Yaşamayı ciddiye alacaksın, yani o derecede, öylesine ki, mesela, kolların bağlı arkadan, sırtın duvarda, yahut kocaman gözlüklerin,beyaz gömleğinle bir laboratuvarda insanlar için ölebileceksin, hem de yüzünü bile görmediğin insanlar için, hem de hiç kimse seni buna zorlamamışken, hem de en güzel en gerçek şeyin yaşamak olduğunu bildiğin halde. Yani, öylesine ciddiye alacaksın ki yaşamayı, yetmişinde bile, mesela, zeytin dikeceksin,hem de öyle çocuklara falan kalır diye değil, ölmekten korktuğun halde ölüme inanmadığın için yaşamak yanı ağır bastığından.
Ne güzel demiş şair. Bana da yazmak iyi geliyor, sizlerle sohbet edebilmek, belki bir nebze sorgulamaya aracı olmak kendimi iyi hissetmemi sağlıyor. Benim danışanlarıma önerdiğim bir yoldur yazmak. Okumak, yazmak, çizmek insan zihninin karmaşıklığına, kaos ortamına, muğlaklığına sağaltıcı ( iyileştirici ) etki yapmaktadır. İnsanın kendini keşfedebilmesinde önemli araçlardır. Katıldığım söyleşilerde, özellikle gençlerle buluşmalarımda hep kendimize yolculuğun öneminden bahsetmeye çalışırım.
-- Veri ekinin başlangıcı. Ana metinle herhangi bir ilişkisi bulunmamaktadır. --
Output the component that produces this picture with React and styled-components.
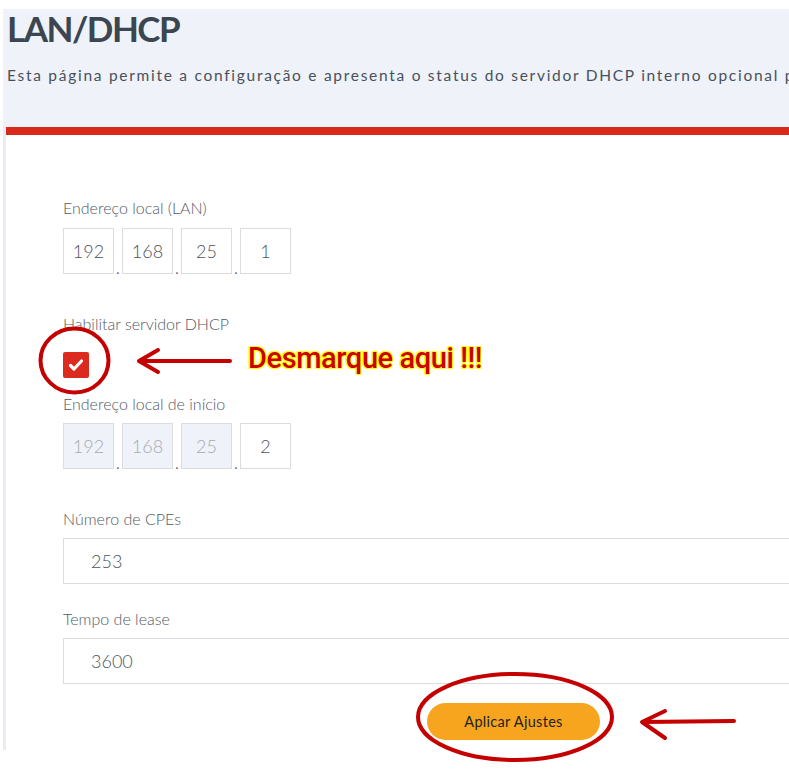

Geçen bir genç arkadaşımız seminer sonrasında yanıma gelip ‘Nasıl yapacağız bunu Hocam ?’ dedi. Yazıda da değindiğim yolları kendisine sundum. Ayrıca ‘konforlu, güvenli alanlarımızı’ terk etmemiz gerektiğinden de bahsettim. Son olarak ona da değineyim. Bizler hepimiz gündelik yaşamlarımız da kendimize güvenli alanlar oluştururuz. Olabildiğince benzer veya aynı şeyleri yaparız. Ne zaman ki bu rutinin dışına çıkarsak orada keşif ve öğrenme imkanı doğar. Her farklılık bizim farklı bir yönümüzü ortaya çıkardığı gibi bazen doğru olarak kabul ettiğimiz şeylerin belkide yanlış olduğunu yüzümüze çarpar.
Yaşamınızı göz önünde bulundurduğunuz da ne zaman farklılıklarla karşılaştıysanız bir şeyleri de eğitici biçimde deneyimlediğinizi gözlemlersiniz. Hele ki hata yaptıysanız deymeyin o olayın keyfine. Kesinlikle çıkarılan sonuçlar,dersler vardır.
Herkesin tolere edilebilir hatalar yapabilmesini ve gündelik rutinini bozabilmesini ümit ediyorum.